Kickoff to the Galaxy #01 — Girls and Balls

March 26th, 2012

 

The text on Erika’s shirt was driving me insane.

As mentioned in the preview (which will be confusing because I’m bumping it above this), the first five episodes are being streamed on the Bandai Channel over the course of this week, but the show doesn’t actually begin its normal broadcast until April 6th, which means after this week, there won’t be new episodes until May. Yeah, it hurts my brain too.

Impressions:

This’ll be a toughie. Fortunately (or unfortunately, depending on your bend), this doesn’t do all the horrible things wrong that most other sports shows do. It isn’t some overblown melodramatic "My brother’s love for soccer lives on inside me" like Knight in the Area, no "Believe in the Heart of the Balls" like Inazuma Eleven, and things actually happened without ten minutes of explaining what soccer is unlike Giant Killing. That exhausts my knowledge of soccer shows besides Captain Tsubasa, but all I know of that is what Touhou Soccer 2 taught me, which is that everything can be solved with more beams. Maybe most importantly, it also doesn’t look like it was animated by a bunch of Korean interns two hours before broadcast. Which isn’t to say that there aren’t production issues. The art is highly inconsistent (just look at the kerning on Erika’s shirt) and the animation gets significantly worse as the episode goes on, but it’s still above the slideshow of stills that most other sports shows call ‘animation.’

There’s nothing particularly complex or complicated about the characters or story here. Team disbanded because Shou’s the only player, but Shou loves soccer so he wants to get it back together. Erika loves soccer too but is not incompetent, but to differentiate her, she gets to have gender issues too. Misaki’s the mentor. And there’s the drunken man who’s some kind of soccer star lurking around while they look for a coach. The more important part is that they don’t dwell on any of it for long enough to become tiresome or irritating. Some of it is pretty horrible though, like Erika’s soccer-ace dog that takes Shou to the cleaners.

At it’s heart though, the show’s exactly what it says on the tin; a kid’s show about soccer. If that doesn’t interest you, then there’s little you’ll want to see. However, I can’t be too harsh on it because it’s probably the best executed sports show I’ve seen in a long time, aimed at kids or otherwise, and it was unmistakably about soccer the whole time instead of maudlin nonsense about dreams or friends dying or what-have-you. Not that I have any particular interest in pursuing it further, but I’ve seen and been bored by far worse for the spring season already. Thanks again for setting the bar so low, Deen.

Preview:

Surprise! They go to the same school after all.

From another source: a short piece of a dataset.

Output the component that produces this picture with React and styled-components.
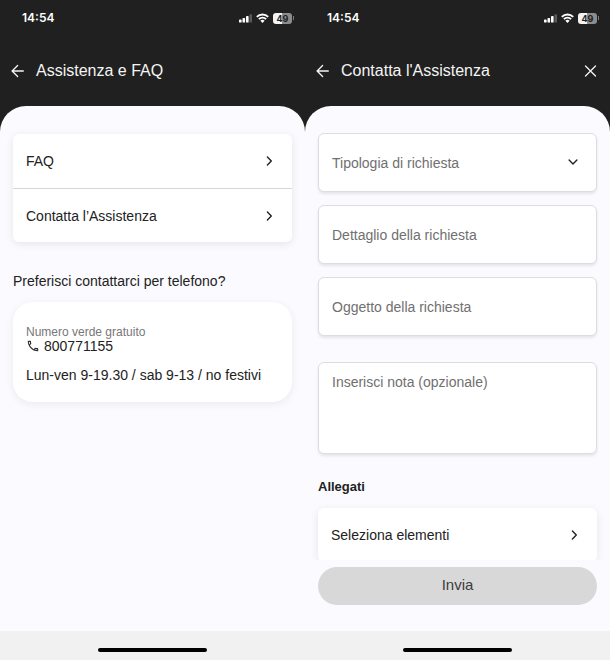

Posted in Anime | 4 Comments »

4 Shouts From the Peanut Gallery

  • ewan says:

    It’s dande-lion! Not dandelion! OH WOW. Inconsistent animation prove her otherwise…

  • Kunagisa says:

    I freaking love this series. I doubt you’ll keep blogging it but after watching 3 episodes this is fun.

    • Aroduc says:

      I did idly flip through the second episode yesterday while waiting for the horrible drek to show up and it remained quite watchable, although the production took a hit which continued over into episode 3 which I also just sort of let play while working on editing. The triplets seemed so corny and awful at first, but it’s amazing what a lack of bad melodrama and moving stuff right along can do for a show. I’ll see how things go with the rest of the season, but I might pick it up once the real broadcasts begin if other things don’t pan out very well. No promises though as my attention span rarely lasts a week, let alone the month gap between episodes.